Akhirnya harus pula melanjutkan rantai hidup yang ujungnya tak kentara. Meninggalkan kota ini setelah tujuh tahun -lebih bahkan- menggali, berjalan, menembus dan sesekali jatuh kelubang. Berbecek-becek dikubangan, berlarian ditengah hujan, tertawa, tersenyum, berulangkali menangis, berpagi hari dengan senyuman, berpanas-panas dengan kegetiran, mengakhiri setengah hari dengan senja yang warnanya begitu sendu. Bermalam dengan semangat baru dan evaluasi yang tak kunjung henti.
Disini, dikota yang dulu begitu sangat sederhana. Kota yang meski akhirnya tak kuat juga menahan gempuran isme yang saat ini sedang menggurita, mengaku dengan malu-malu meski tak pernah menunjukkan dengan sungguh-sungguh kalo sebenarnya ia sudah ikut terhanyut.
Disini, dikota yang pergumulan ide-ide berlangsung sangat rapih dan cenderung tidak segegap gempita ibukota. Tetapi menyimpan energi yang begitu dahsyat yang terjaga untuk tidak menimbulkan reaksi ledakan yang berantai. Kekuatan yang menjadikan atau kekuatan yang menghancurkan. Kekuatan yang tersimpan dalam heterogenitas manusianya.

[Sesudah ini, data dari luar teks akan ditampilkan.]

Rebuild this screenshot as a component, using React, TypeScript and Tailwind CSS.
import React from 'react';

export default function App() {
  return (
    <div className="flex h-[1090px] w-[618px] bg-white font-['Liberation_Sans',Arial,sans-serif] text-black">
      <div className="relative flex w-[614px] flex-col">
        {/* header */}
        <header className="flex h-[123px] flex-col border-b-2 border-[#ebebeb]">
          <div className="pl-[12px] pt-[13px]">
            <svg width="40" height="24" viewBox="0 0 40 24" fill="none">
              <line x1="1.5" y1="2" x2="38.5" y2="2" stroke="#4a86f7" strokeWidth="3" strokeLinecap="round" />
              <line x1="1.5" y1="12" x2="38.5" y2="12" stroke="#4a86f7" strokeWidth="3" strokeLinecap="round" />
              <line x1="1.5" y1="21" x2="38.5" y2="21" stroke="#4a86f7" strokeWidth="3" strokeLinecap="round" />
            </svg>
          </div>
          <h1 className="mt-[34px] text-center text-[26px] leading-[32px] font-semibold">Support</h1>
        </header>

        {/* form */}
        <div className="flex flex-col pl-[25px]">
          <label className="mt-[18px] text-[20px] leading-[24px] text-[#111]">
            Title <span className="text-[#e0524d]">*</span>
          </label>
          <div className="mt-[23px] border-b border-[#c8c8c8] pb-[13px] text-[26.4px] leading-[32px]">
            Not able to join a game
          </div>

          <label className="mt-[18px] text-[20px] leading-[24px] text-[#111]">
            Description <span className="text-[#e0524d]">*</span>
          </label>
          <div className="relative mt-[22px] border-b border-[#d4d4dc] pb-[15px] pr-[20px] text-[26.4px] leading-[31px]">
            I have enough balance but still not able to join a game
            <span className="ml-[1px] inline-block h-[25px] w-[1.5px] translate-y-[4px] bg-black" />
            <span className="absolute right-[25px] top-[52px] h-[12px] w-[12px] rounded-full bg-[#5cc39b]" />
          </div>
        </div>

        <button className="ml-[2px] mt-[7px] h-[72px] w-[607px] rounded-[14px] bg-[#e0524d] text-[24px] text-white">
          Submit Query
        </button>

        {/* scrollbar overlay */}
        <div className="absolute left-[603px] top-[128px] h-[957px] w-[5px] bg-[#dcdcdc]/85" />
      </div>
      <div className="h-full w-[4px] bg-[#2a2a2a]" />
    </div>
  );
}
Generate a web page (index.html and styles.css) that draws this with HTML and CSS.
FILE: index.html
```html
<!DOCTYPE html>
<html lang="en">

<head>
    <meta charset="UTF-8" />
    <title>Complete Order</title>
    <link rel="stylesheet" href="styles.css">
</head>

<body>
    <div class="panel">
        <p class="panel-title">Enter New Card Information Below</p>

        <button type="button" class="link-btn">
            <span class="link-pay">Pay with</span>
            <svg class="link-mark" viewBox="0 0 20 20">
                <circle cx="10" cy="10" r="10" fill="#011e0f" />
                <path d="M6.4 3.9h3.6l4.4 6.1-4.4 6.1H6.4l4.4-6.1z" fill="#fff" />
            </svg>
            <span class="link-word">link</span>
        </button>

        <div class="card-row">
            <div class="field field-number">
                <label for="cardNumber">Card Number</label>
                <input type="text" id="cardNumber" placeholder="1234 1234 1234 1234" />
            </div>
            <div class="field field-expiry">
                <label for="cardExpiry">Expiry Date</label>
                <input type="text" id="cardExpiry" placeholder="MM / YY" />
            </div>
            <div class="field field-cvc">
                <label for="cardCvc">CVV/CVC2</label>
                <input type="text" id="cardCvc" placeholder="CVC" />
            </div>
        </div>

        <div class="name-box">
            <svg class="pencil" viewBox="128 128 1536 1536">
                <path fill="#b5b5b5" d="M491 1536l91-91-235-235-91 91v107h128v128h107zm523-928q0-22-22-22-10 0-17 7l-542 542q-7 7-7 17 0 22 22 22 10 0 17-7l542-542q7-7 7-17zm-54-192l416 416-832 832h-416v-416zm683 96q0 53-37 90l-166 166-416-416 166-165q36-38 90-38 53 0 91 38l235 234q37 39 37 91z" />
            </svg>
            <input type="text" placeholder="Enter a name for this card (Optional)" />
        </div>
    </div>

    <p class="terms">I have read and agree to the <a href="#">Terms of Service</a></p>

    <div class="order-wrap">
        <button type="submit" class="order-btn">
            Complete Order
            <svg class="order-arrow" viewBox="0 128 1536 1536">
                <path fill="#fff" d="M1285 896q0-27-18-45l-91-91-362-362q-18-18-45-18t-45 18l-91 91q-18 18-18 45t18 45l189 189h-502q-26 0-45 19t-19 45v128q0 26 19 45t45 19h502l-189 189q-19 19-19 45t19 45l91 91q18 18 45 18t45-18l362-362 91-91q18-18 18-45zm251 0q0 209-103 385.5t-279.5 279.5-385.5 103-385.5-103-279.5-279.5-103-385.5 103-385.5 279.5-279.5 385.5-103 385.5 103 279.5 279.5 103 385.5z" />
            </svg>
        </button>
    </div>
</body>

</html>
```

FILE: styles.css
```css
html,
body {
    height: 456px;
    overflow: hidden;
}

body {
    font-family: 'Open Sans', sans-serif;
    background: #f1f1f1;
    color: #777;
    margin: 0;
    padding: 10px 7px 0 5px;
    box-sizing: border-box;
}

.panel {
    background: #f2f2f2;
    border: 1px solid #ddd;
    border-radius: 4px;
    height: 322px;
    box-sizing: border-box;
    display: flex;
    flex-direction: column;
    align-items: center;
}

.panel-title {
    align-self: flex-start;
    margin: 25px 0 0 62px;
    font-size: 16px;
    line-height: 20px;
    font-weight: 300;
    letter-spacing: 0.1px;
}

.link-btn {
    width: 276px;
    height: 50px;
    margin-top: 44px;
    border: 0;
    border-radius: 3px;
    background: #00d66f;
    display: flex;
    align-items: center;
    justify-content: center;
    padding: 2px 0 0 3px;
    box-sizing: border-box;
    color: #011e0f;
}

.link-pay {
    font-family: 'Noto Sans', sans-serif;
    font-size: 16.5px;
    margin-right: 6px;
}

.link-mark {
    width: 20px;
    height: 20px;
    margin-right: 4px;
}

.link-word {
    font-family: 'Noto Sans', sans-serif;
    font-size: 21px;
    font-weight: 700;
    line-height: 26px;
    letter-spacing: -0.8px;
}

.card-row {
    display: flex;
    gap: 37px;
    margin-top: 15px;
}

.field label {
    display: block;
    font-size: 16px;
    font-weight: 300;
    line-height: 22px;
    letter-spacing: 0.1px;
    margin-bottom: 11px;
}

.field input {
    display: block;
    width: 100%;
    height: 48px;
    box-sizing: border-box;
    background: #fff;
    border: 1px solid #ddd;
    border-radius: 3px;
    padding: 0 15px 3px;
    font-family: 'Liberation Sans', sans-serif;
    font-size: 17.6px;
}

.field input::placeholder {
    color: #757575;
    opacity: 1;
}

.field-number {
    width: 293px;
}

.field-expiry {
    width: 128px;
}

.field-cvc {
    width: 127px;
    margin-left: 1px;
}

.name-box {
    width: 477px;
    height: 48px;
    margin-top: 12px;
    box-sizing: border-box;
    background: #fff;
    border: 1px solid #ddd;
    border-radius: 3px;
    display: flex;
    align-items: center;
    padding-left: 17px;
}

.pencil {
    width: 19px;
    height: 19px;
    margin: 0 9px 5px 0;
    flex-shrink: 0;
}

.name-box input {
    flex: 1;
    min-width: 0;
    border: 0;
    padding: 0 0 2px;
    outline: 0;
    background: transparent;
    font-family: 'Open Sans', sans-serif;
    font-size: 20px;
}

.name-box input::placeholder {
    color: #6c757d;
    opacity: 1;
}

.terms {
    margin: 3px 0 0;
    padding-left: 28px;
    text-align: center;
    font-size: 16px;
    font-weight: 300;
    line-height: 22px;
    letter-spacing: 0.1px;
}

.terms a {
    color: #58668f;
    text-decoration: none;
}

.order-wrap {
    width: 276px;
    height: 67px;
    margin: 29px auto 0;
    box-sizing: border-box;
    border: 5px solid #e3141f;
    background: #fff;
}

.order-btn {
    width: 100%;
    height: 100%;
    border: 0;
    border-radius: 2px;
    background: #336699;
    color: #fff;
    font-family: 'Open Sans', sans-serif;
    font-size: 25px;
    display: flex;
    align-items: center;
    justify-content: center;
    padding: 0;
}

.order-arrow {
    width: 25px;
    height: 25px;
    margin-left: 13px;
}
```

Disini, dikota yang menampung berbagai manusia dinegriku, dengan segala pola pikir yang berbeda dan bermacam-macam bentuknya. Bersaing, bersinergi, berlawanan, bersaudara dengan terang-terangan atau hanya dalam hati. Menyediakan kesederhanaan dan merayu untuk ikut tercebur dalam proses itu yang sayang sekali untuk tidak dilirik dan bercengkerama didalamnya. Duduk disana, diam disana, bergerak disana, berputar disana, terlempar kembali oleh gaya sentrifugalnya, menerima efek inersia yang berlebihan dan terdampar kembali ditempat lain dengan senang hati, berkali-kali, berulang kali.
Disini, tempat bercengkerama dengan teman-teman yang sumringah dengan salah satu rambu dijalanan yang terbaca belok kiri jalan terus, atau berkumpul dengan saudara-saudara dikutub berlawanan dengannya yang menawarkan makna kesejatian dan perjuangan berbeda. Meskipun segregasi itu terlihat begitu menyederhanakan masalah.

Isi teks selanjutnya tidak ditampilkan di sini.